Gather every line that includes the word "screenshot", please.
━━━━━ Stored records ━━━━━
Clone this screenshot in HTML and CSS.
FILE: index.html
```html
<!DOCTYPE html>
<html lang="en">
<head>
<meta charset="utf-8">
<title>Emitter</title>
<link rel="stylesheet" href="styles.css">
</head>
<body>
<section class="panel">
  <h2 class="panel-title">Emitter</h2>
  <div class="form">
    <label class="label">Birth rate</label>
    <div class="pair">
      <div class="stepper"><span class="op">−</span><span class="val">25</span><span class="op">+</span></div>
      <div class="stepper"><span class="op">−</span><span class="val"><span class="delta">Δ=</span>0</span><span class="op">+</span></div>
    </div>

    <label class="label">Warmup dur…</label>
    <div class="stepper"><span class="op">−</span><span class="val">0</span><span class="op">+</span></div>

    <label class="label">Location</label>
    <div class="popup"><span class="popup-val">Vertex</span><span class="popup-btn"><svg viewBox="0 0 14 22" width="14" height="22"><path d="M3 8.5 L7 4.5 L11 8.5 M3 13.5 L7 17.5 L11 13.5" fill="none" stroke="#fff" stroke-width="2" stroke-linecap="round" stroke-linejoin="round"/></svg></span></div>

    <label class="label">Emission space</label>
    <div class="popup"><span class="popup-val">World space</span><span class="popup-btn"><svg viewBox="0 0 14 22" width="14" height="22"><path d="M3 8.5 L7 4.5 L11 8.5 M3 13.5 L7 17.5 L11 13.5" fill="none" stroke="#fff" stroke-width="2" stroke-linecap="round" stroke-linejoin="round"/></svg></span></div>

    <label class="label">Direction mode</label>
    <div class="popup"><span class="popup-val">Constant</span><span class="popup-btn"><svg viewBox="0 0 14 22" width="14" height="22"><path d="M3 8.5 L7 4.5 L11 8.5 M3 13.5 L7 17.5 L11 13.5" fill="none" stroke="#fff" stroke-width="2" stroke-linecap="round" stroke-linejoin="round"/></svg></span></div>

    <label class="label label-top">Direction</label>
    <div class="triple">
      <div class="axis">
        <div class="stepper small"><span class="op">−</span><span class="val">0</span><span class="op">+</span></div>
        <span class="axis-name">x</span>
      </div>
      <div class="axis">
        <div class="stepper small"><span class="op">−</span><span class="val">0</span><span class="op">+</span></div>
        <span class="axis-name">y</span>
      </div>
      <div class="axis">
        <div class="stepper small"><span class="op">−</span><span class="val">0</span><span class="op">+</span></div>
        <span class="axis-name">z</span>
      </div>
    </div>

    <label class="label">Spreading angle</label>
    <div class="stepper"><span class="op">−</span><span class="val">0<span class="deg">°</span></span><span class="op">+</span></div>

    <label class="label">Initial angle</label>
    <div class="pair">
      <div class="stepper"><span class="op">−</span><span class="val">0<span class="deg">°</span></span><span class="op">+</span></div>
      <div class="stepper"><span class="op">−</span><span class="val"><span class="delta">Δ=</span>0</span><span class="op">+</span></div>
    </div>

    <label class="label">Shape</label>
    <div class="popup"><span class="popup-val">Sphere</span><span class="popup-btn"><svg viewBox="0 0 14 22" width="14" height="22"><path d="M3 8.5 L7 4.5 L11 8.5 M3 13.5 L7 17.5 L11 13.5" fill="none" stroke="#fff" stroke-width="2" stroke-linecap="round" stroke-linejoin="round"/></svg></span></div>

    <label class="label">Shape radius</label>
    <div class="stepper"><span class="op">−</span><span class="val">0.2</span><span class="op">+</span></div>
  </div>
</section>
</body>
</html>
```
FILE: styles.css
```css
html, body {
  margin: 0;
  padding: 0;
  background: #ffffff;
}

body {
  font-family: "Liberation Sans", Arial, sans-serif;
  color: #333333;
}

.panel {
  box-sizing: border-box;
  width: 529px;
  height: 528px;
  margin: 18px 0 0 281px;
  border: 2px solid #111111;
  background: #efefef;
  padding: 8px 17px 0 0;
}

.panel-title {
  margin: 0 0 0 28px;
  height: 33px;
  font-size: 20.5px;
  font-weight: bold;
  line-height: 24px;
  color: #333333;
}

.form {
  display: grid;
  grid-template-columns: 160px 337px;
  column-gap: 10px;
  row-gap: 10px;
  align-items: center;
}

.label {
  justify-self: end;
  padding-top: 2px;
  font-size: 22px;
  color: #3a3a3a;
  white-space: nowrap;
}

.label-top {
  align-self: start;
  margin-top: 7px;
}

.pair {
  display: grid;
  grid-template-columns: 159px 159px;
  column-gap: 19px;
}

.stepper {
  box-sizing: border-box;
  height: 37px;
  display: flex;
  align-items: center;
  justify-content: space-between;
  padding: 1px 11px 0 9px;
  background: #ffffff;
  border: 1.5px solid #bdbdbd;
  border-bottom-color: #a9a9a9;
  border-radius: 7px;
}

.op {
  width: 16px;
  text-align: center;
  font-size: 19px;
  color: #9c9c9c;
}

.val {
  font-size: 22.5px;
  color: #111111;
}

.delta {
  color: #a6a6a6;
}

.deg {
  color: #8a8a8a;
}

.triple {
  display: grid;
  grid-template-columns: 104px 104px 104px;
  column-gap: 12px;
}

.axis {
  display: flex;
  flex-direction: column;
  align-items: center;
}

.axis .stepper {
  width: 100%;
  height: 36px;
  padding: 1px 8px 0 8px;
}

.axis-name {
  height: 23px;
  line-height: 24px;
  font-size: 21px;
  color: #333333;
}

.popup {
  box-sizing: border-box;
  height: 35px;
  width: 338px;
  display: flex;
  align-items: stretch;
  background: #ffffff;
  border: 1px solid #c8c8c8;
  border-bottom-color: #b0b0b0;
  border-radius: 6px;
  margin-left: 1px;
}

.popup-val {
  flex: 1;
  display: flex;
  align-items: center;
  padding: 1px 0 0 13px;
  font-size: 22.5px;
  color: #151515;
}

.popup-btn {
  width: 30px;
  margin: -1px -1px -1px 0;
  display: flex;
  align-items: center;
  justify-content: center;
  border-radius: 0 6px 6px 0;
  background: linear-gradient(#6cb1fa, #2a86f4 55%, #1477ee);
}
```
━━━━━
━━━━━ Stored records ━━━━━
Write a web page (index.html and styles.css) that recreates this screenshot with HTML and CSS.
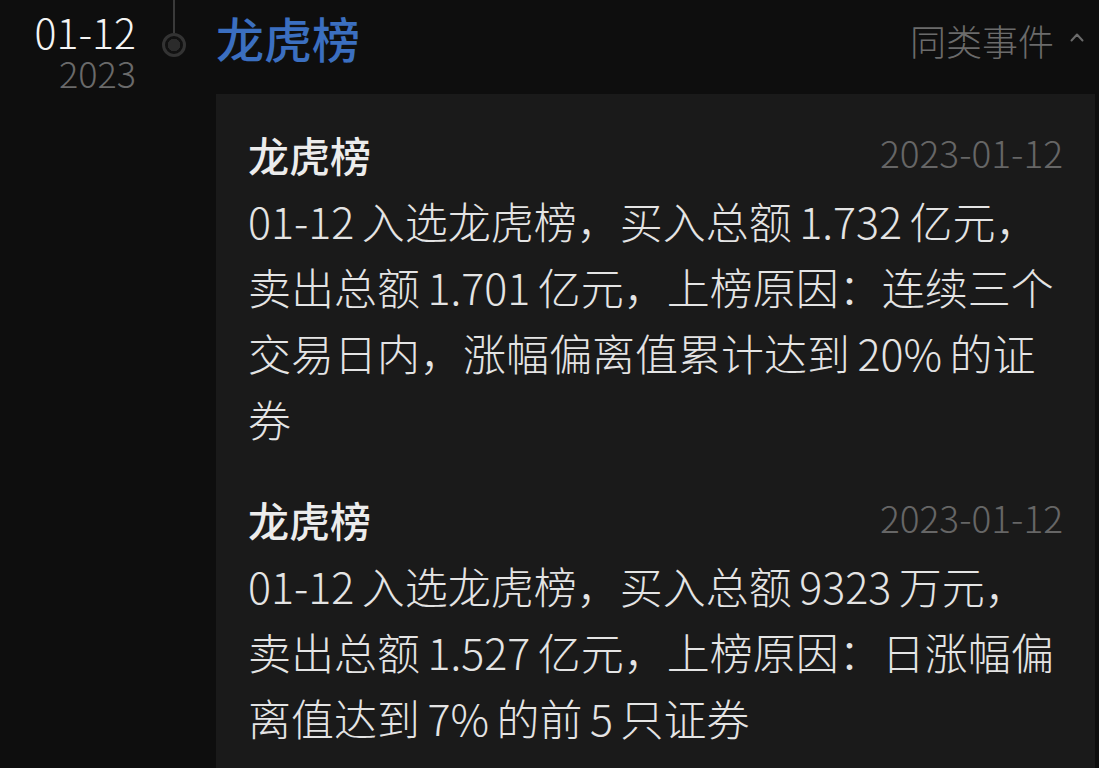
━━━━━
━━━━━ Stored records ━━━━━
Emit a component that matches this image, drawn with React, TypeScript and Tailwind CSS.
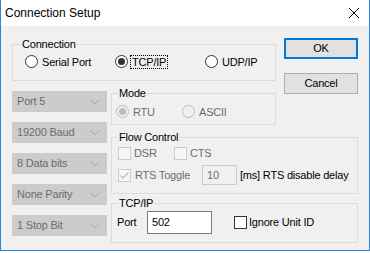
━━━━━
■ **Correct answer**
Clone this screenshot in HTML and CSS.
Write a web page (index.html and styles.css) that recreates this screenshot with HTML and CSS.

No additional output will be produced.